CSA have also produced a new product called Illustrata -
This makes tables and figures embedded in journal articles searchable an accessible. This is a completely new idea, and worth checking out.

CSA now have a suite of connected/semi-connected products - PapersInvited, CoS, RefWorks, federated search, Ulrichs, etc which can add value to the basic search process.

I've used CSA as an example here, but the other services are developing in various ways as well.

These added value services may not be of much use to those who just want 'good enough'. But for others, they are often worth the expense.

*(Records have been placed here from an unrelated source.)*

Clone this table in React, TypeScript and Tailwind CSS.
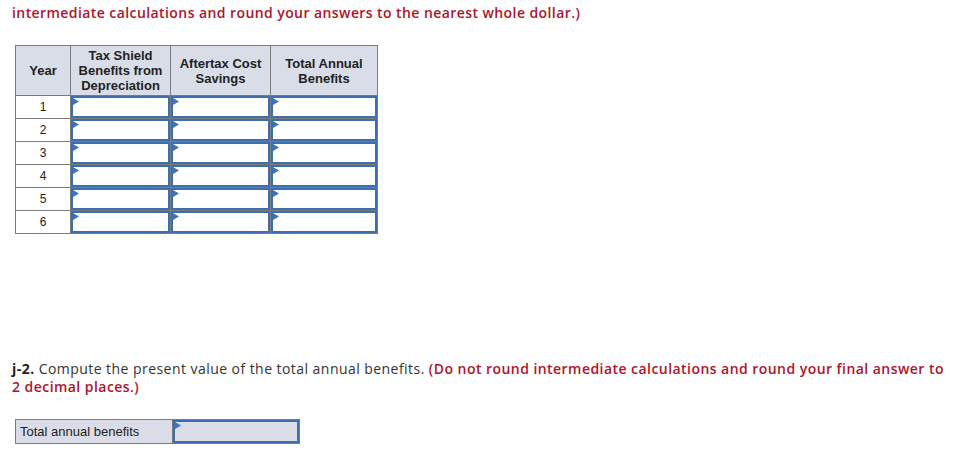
import React from 'react';

const prose = { fontFamily: '"Open Sans", "Lato", sans-serif' };
const arial = { fontFamily: '"Liberation Sans", Arial, sans-serif' };

function Flag() {
  return (
    <svg className="absolute left-0 top-0" width="6" height="7" viewBox="0 0 6 7" aria-hidden>
      <path d="M0 0 L6 3.5 L0 7 Z" fill="#3b73c0" />
    </svg>
  );
}

function InputCell() {
  return (
    <td className="border border-[#7b7b7b] p-0">
      <div className="relative h-[22px] border-2 border-[#3d6fb0] bg-white">
        <Flag />
      </div>
    </td>
  );
}

export default function App() {
  const years = [1, 2, 3, 4, 5, 6];
  return (
    <div className="w-[972px] h-[463px] bg-white pl-[12px] pt-[4px] relative overflow-hidden">
      <p className="text-[14px] leading-[18px] font-semibold tracking-[0.42px] text-[#b0122a]" style={prose}>
        intermediate calculations and round your answers to the nearest whole dollar.)
      </p>

      <table className="mt-[23px] ml-[3px] border-collapse border border-[#7b7b7b] text-[13px] text-[#222]" style={arial}>
        <thead>
          <tr className="h-[50px] bg-[#d9dde8] text-center leading-[15px]">
            <th className="w-[55px] border border-[#7b7b7b] font-bold">Year</th>
            <th className="w-[100px] border border-[#7b7b7b] font-bold">
              Tax Shield
              <br />
              Benefits from
              <br />
              Depreciation
            </th>
            <th className="w-[100px] border border-[#7b7b7b] font-bold">
              Aftertax Cost
              <br />
              Savings
            </th>
            <th className="w-[107px] border border-[#7b7b7b] font-bold">
              Total Annual
              <br />
              Benefits
            </th>
          </tr>
        </thead>
        <tbody>
          {years.map((y) => (
            <tr key={y} className="h-[23px]">
              <td className="border border-[#7b7b7b] text-center align-middle text-[12px]">{y}</td>
              <InputCell />
              <InputCell />
              <InputCell />
            </tr>
          ))}
        </tbody>
      </table>

      <p className="mt-[126px] w-[935px] text-[14px] leading-[18px] tracking-[0.45px] text-[#333]" style={prose}>
        <span className="font-bold text-[#222]">j-2.</span> Compute the present value of the total annual benefits.{' '}
        <span className="font-semibold text-[#b0122a]">
          (Do not round intermediate calculations and round your final answer to 2 decimal places.)
        </span>
      </p>

      <table className="mt-[23px] ml-[3px] border-collapse text-[13px] text-[#222]" style={arial}>
        <tbody>
          <tr className="h-[24px]">
            <td className="w-[157px] border border-[#7b7b7b] bg-[#dadde8] px-[4px] align-middle">Total annual benefits</td>
            <td className="w-[127px] border border-[#7b7b7b] p-0">
              <div className="relative h-[23px] border-2 border-[#3d6fb0] bg-[#dadde8]">
                <Flag />
              </div>
            </td>
          </tr>
        </tbody>
      </table>
    </div>
  );
}
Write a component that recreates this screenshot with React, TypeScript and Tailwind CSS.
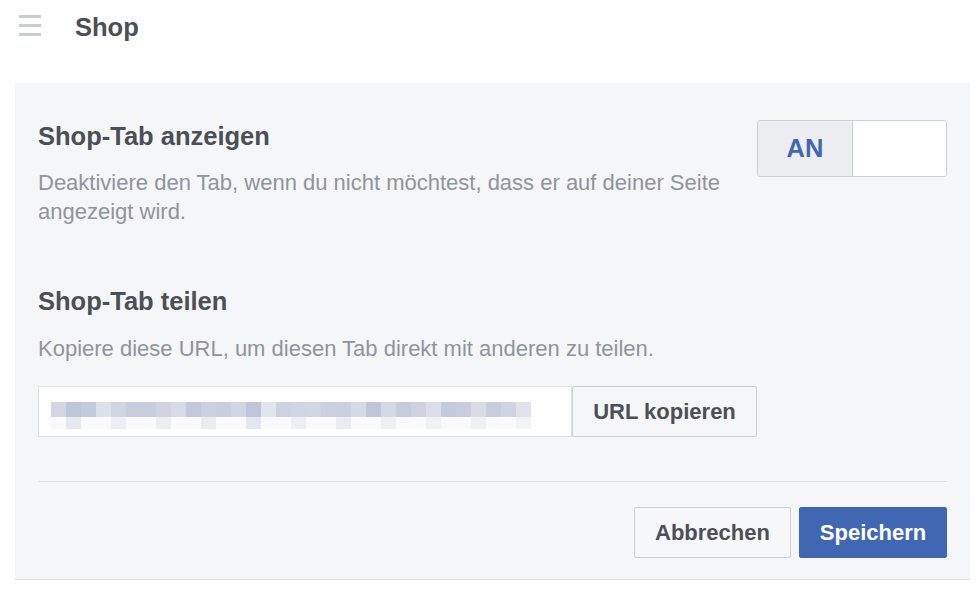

So - Google is great, but A&I can be of service too.


John Dupuis said...


Points well taken. You have a point that there's a lot of innovation in the A&I industry going on. Similarly, I don't expect them all to run up a white flag. On the other hand, it'll be interesting to see if they can innovate faster than Google et al. I certainly paint a kind of "worst case" scenario here for the A&I services; only time will tell what really happens, if it's not as drastic as I imagine it could be or if it's even more so. As I'm writing these things, I usually ping pong in between "I'm being way too pessimistic here" and "Oh boy, things are going to change way more and in much stranger ways than I can imagine," never knowing which extreme I'll eventually settle on.

I see these thought experiments as a way of preparing myself for the change that does come, to be able to avoid pitfalls, dodge fads and seize opportunities. It if get people thinking, myself included, I'm happy.

It's also worth noting that Google Scholar also integrates with RefWorks, bibtex and a whole bunch of other tools too.